◆ What you are asked to do: For each line in the data below that holds "this", return a copy.
● ● ●
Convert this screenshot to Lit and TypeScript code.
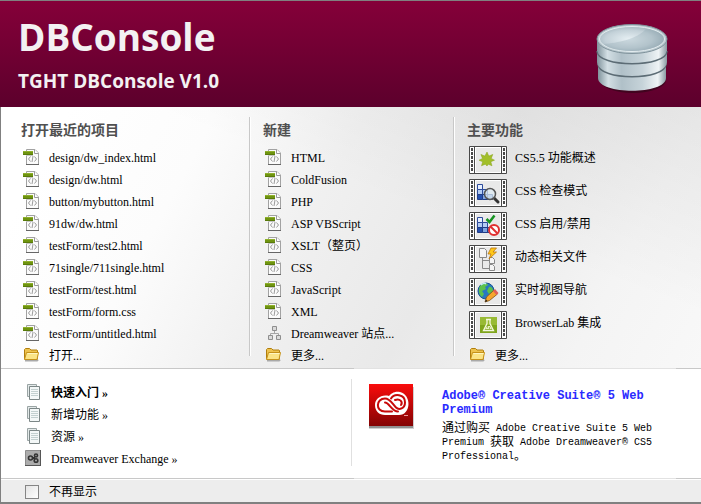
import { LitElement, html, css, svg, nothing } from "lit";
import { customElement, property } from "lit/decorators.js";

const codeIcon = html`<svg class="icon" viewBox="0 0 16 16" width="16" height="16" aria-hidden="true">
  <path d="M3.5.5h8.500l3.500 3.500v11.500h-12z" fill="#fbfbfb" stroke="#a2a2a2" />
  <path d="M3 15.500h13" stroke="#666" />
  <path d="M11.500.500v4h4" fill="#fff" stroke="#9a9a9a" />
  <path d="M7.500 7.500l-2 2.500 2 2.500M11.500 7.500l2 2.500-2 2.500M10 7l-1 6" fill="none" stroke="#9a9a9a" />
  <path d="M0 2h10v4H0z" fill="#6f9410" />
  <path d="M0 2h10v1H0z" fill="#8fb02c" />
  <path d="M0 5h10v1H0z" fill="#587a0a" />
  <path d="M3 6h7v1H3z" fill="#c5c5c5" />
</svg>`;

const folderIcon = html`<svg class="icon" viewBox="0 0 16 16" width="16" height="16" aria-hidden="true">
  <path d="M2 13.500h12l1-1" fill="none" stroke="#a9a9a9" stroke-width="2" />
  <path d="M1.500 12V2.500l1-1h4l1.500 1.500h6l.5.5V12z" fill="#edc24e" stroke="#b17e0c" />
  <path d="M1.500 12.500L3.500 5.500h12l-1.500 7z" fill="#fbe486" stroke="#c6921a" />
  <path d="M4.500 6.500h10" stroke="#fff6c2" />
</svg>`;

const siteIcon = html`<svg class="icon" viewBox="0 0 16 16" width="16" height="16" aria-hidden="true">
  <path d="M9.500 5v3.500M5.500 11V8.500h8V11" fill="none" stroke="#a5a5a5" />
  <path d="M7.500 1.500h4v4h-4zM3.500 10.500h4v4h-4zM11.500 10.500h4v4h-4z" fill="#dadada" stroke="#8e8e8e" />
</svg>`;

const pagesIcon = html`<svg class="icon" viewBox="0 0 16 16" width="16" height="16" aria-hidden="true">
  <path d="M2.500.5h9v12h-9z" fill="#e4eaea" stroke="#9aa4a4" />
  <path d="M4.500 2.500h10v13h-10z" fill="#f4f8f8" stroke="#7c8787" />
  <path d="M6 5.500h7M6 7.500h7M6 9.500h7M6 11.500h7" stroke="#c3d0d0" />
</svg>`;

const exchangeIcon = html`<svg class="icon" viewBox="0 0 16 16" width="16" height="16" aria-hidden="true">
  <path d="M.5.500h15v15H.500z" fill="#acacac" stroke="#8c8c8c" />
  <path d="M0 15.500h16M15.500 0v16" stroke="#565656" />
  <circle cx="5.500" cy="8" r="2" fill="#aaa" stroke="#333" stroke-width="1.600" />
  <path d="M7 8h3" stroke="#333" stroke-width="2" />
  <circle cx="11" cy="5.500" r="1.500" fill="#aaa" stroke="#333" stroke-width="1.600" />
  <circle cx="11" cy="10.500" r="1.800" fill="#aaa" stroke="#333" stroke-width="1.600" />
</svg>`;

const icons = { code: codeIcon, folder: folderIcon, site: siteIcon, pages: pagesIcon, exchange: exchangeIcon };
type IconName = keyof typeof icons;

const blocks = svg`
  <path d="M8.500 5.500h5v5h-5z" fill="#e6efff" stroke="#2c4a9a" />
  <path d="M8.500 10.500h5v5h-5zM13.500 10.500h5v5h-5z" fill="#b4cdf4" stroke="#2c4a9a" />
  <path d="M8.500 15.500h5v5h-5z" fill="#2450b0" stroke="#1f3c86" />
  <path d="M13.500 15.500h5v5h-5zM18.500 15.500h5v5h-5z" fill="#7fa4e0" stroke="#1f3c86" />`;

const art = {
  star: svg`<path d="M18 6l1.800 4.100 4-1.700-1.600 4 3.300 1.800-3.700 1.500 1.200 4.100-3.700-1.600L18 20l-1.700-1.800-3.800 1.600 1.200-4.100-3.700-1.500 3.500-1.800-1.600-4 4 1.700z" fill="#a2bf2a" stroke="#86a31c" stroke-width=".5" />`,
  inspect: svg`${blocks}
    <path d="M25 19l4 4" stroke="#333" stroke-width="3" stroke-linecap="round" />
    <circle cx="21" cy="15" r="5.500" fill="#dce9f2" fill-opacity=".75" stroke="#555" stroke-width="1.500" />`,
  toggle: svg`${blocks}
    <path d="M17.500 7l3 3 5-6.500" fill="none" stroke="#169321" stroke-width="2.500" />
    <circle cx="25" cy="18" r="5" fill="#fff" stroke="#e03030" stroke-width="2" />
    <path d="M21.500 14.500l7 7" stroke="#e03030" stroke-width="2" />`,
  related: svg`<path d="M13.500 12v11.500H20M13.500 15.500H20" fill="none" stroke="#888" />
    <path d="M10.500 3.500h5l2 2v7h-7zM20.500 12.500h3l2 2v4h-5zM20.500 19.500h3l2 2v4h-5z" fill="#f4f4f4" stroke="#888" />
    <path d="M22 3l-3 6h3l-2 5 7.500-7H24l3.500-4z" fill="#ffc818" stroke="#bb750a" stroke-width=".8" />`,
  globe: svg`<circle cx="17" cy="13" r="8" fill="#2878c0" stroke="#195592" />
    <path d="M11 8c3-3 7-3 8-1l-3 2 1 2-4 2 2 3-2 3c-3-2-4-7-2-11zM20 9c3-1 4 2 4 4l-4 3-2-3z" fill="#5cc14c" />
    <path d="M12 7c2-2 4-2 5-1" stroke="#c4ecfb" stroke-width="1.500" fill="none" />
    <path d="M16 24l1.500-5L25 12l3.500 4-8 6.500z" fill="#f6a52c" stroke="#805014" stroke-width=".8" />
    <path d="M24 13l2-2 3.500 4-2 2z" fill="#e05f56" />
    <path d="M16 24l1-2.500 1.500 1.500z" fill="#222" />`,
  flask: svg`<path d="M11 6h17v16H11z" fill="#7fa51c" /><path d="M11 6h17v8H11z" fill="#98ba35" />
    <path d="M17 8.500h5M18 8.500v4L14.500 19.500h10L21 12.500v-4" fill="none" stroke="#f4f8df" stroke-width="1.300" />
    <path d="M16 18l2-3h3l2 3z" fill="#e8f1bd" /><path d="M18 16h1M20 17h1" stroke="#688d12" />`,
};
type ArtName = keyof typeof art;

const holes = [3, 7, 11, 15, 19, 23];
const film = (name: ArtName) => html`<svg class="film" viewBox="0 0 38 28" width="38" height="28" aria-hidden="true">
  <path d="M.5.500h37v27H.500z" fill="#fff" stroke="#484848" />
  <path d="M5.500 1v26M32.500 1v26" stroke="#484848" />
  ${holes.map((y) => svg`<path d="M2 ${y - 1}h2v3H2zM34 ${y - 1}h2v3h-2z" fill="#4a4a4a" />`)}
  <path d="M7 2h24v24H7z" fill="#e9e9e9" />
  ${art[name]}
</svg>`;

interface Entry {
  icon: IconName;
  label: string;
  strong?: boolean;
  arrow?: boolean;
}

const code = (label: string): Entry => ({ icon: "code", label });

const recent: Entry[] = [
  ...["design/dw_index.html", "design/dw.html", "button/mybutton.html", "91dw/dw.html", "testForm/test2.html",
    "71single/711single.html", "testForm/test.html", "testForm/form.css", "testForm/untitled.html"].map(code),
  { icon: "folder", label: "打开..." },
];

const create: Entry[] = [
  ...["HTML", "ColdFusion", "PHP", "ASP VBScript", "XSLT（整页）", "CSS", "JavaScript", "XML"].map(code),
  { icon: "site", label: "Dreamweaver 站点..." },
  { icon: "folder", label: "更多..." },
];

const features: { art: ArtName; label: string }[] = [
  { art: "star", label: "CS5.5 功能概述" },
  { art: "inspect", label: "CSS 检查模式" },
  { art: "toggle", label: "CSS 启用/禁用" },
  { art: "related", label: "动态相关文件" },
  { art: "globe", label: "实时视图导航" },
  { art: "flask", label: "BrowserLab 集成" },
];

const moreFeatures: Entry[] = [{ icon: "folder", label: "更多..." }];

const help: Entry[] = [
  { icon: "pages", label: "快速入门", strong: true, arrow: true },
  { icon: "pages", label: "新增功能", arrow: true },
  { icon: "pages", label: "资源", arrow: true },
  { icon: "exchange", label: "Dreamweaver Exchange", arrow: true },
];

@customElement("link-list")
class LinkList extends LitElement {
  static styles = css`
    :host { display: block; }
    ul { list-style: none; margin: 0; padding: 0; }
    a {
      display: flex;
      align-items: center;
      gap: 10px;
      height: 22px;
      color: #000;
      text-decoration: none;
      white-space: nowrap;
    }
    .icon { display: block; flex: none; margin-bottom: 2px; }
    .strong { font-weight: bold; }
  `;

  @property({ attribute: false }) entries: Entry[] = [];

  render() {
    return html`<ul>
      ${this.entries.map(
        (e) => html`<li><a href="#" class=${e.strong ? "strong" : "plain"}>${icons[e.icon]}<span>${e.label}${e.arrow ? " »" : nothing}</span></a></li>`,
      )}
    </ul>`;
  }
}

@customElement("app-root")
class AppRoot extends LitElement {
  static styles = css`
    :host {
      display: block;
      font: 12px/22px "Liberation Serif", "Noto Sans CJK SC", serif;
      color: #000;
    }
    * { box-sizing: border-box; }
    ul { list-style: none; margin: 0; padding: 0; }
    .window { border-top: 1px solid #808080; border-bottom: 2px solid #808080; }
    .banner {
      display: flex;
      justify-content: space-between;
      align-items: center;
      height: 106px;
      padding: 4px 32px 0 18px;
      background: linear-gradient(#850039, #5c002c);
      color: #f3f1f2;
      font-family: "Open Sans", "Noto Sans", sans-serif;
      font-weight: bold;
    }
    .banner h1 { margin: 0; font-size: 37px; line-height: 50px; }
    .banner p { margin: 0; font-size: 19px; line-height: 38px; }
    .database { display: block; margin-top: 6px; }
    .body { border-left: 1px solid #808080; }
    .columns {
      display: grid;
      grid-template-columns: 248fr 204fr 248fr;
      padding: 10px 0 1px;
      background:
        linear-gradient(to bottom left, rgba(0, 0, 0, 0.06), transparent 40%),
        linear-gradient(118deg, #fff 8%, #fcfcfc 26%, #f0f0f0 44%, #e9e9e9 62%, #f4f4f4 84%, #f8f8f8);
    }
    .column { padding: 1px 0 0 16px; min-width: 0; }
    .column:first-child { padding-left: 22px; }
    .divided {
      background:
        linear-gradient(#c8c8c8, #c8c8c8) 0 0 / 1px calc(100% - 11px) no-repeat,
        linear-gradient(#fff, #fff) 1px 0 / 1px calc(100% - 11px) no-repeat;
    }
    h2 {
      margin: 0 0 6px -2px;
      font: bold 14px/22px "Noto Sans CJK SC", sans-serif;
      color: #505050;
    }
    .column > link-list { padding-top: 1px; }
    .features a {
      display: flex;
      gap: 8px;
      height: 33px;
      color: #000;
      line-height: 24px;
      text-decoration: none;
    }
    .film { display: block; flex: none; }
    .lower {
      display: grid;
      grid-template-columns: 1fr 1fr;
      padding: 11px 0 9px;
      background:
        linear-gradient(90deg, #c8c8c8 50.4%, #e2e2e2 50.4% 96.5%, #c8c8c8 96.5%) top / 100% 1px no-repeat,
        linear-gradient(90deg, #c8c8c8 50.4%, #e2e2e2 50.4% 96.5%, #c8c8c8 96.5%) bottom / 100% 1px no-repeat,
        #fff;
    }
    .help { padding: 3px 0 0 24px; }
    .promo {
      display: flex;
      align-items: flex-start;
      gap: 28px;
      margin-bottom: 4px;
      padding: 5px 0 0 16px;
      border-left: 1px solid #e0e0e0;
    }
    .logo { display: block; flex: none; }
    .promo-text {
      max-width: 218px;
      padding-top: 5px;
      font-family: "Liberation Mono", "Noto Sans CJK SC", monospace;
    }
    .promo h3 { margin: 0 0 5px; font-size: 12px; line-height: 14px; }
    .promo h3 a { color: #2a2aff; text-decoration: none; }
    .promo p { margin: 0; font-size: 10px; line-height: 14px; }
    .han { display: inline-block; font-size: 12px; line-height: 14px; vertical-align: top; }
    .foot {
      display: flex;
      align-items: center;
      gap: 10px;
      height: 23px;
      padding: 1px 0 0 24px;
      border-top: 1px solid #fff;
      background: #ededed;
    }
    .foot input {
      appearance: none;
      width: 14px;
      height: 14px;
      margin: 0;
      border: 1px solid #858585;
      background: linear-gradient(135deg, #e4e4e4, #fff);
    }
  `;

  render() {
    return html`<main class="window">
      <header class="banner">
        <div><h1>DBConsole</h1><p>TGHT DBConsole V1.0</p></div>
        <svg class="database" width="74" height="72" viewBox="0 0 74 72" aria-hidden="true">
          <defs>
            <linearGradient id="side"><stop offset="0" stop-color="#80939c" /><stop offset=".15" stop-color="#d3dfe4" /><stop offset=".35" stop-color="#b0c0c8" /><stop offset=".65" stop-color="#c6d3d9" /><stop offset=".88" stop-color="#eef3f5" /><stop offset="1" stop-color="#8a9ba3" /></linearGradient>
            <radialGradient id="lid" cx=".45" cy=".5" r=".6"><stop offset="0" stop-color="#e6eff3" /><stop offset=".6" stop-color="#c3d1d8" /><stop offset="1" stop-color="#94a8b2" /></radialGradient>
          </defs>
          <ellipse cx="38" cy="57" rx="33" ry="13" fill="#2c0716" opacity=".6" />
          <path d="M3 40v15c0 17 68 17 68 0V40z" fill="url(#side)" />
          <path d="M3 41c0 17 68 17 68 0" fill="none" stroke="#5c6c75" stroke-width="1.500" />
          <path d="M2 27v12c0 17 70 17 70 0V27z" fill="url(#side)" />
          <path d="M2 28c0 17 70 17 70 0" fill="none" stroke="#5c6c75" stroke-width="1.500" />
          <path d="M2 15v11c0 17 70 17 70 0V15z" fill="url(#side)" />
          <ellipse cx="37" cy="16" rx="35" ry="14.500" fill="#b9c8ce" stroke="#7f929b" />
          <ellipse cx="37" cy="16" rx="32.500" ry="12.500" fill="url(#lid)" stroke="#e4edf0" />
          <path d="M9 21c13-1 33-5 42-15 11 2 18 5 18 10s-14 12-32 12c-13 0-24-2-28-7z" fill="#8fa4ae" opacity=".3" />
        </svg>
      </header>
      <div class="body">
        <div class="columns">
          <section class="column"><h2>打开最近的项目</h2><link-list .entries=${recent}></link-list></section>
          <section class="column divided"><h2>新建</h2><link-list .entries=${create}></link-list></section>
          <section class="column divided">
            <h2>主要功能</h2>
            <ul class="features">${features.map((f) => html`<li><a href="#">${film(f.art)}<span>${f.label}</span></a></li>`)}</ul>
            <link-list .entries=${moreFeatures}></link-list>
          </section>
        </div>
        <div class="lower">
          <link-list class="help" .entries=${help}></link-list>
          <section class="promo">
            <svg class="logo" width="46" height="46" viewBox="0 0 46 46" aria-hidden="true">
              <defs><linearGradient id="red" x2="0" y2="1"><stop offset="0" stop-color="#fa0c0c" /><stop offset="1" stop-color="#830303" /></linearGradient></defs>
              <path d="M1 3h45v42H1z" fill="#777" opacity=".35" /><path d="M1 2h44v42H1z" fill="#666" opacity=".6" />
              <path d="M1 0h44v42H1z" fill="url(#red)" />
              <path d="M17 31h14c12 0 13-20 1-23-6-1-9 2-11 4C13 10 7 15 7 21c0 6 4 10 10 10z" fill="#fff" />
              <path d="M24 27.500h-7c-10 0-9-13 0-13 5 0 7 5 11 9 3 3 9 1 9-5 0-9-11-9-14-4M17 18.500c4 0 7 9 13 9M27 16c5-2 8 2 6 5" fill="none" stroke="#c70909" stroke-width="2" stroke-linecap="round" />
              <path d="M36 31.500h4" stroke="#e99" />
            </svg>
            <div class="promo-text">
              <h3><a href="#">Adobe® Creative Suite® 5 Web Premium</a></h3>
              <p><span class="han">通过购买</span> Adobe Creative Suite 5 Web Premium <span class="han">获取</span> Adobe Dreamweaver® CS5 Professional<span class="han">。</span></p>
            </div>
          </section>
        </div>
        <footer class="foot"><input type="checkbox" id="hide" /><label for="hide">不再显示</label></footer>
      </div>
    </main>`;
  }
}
● ● ●
◆ The answer:
Convert this screenshot to Lit and TypeScript code.
      ${this.entries.map(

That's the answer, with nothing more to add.